Ao passar pelas três fases sem ter consciência delas, é fácil se desprender das dores do começo. É fácil esquecer do que foi preciso para você crescer. Por isso, não é raro que escritores experientes se declarem tão contra as fórmulas e as técnicas de construção de enredo. Com frequência, menosprezam à escrita de fanfics por escritores iniciantes. Ignoram, contudo, as técnicas de estilo que copiaram tantas vezes dos autores clássicos. Até acharem as suas vozes, escreveram fanfic sem saber.


O Shu Ha Ri nos ajuda a não esquecer que o caminho para o domínio da escrita começa com a repetição. No fim, a mímica inicial – seja ela qual for – é só uma parte do processo de aprendizagem.
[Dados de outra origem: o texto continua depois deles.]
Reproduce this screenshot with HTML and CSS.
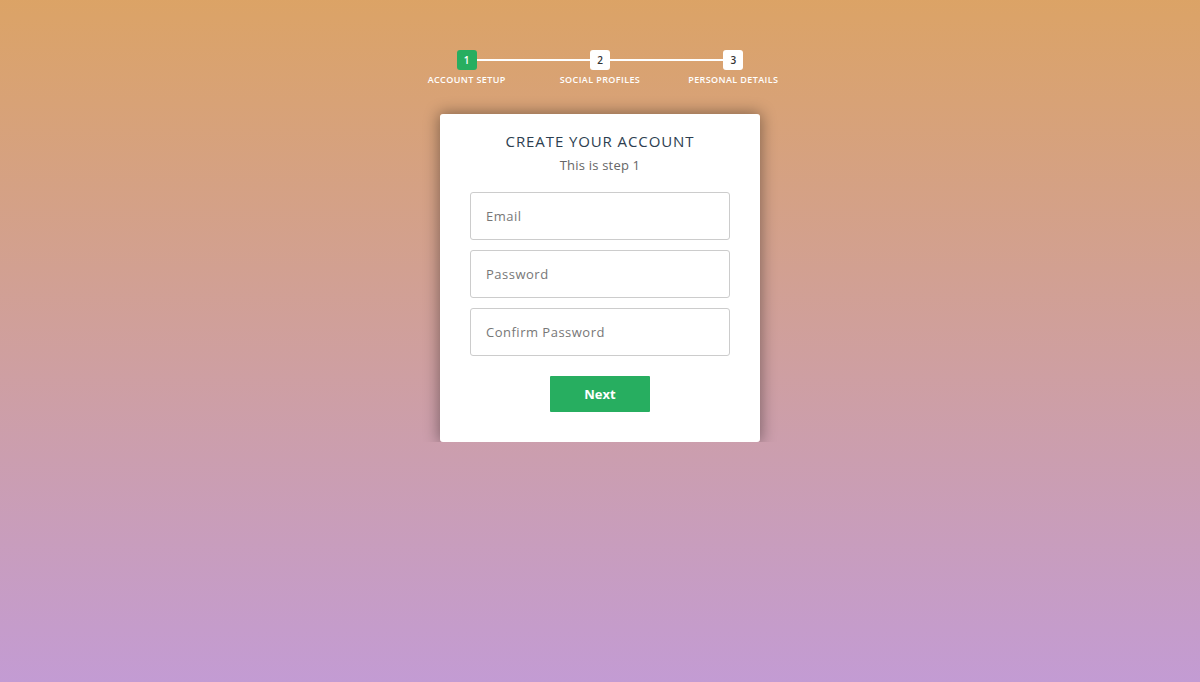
FILE: index.html
```html
<!DOCTYPE html>
<html lang="en">
<head>
  <meta charset="UTF-8">
  <meta name="viewport" content="width=device-width, initial-scale=1.0">
  <title>Multi Step Form</title>
  <link rel="stylesheet" href="styles.css">
</head>
<body>
  <form class="msform">
    <!-- 진행 단계 표시 -->
    <ul class="progressbar">
      <li class="active">Account Setup</li>
      <li>Social Profiles</li>
      <li>Personal Details</li>
    </ul>

    <!-- 첫 번째 단계 -->
    <fieldset class="step">
      <h2 class="fs-title">Create your account</h2>
      <h3 class="fs-subtitle">This is step 1</h3>
      <input type="text" name="email" placeholder="Email">
      <input type="password" name="pass" placeholder="Password">
      <input type="password" name="cpass" placeholder="Confirm Password">
      <button type="button" class="action-button">Next</button>
    </fieldset>
  </form>
</body>
</html>
```

FILE: styles.css
```css
html {
  height: 100%;
  background: linear-gradient(rgba(196, 102, 0, 0.6), rgba(155, 89, 182, 0.6)), #fff;
}

body {
  margin: 0;
  font-family: "Open Sans", Arial, sans-serif;
}

.msform {
  width: 400px;
  margin: 50px auto 0;
  text-align: center;
}

/* 진행 단계 */
.progressbar {
  margin: 0 0 29px;
  padding: 0;
  display: flex;
  counter-reset: step;
}

.progressbar li {
  list-style: none;
  flex: 1;
  color: white;
  text-transform: uppercase;
  font-size: 9px;
  font-weight: 600;
  letter-spacing: 0.4px;
  line-height: 11px;
  position: relative;
}

.progressbar li:before {
  content: counter(step);
  counter-increment: step;
  position: relative;
  z-index: 1;
  width: 20px;
  line-height: 20px;
  display: block;
  font-size: 10px;
  letter-spacing: 0;
  color: #333;
  background: white;
  border-radius: 3px;
  margin: 0 auto 4px;
}

/* 단계 사이 연결선 */
.progressbar li:after {
  content: '';
  width: 100%;
  height: 2px;
  background: white;
  position: absolute;
  left: -50%;
  top: 9px;
  z-index: 0;
}

.progressbar li:first-child:after {
  content: none;
}

.progressbar li.active:before {
  background: #27ae60;
  color: white;
}

/* 카드 */
.step {
  width: 320px;
  box-sizing: border-box;
  margin: 0 auto;
  padding: 18px 30px 20px;
  background: white;
  border: 0;
  border-radius: 3px;
  box-shadow: 0 0 15px 1px rgba(0, 0, 0, 0.4);
}

.fs-title {
  font-size: 15px;
  line-height: 18px;
  font-weight: normal;
  letter-spacing: 0.9px;
  text-transform: uppercase;
  color: #2c3e50;
  margin: 0 0 7px;
}

.fs-subtitle {
  font-size: 13px;
  line-height: 16px;
  font-weight: normal;
  letter-spacing: 0.2px;
  color: #666;
  margin: 0 0 19px;
}

.step input {
  display: block;
  width: 100%;
  box-sizing: border-box;
  padding: 15px;
  border: 1px solid #ccc;
  border-radius: 3px;
  margin: 0 0 10px;
  font-family: inherit;
  font-size: 13px;
  line-height: 16px;
  letter-spacing: 0.5px;
  color: #2c3e50;
}

.step input::placeholder {
  color: #777;
}

.action-button {
  width: 100px;
  height: 36px;
  margin: 10px 5px;
  background: #27ae60;
  color: white;
  font-family: inherit;
  font-size: 13px;
  font-weight: bold;
  border: 0;
  border-radius: 1px;
  cursor: pointer;
}
```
O modelo me fez lembrar de Picasso – que conhecemos de forma superficial no Brasil. Antes dele atingir o seu estilo único (em que cada dimensão do objeto representado briga pela atenção do pintor), ele foi um exímio artista em diversos estilos. Foi uma grande surpresa conhecer suas lindas obras impressionistas ou seus testes de cores e de materiais. Até ele criar seu estilo próprio, ele dominou diversos outros. Até achar a tinta ideal, ele testou todas as outras – muitas criadas por ele mesmo.


Devemos usar o foco permanente no aprendizado de Picasso com um exemplo na nossa evolução como artistas. E com a consciência do Shu Ha Ri, a repetição inicial fica mais natural e menos sofrida.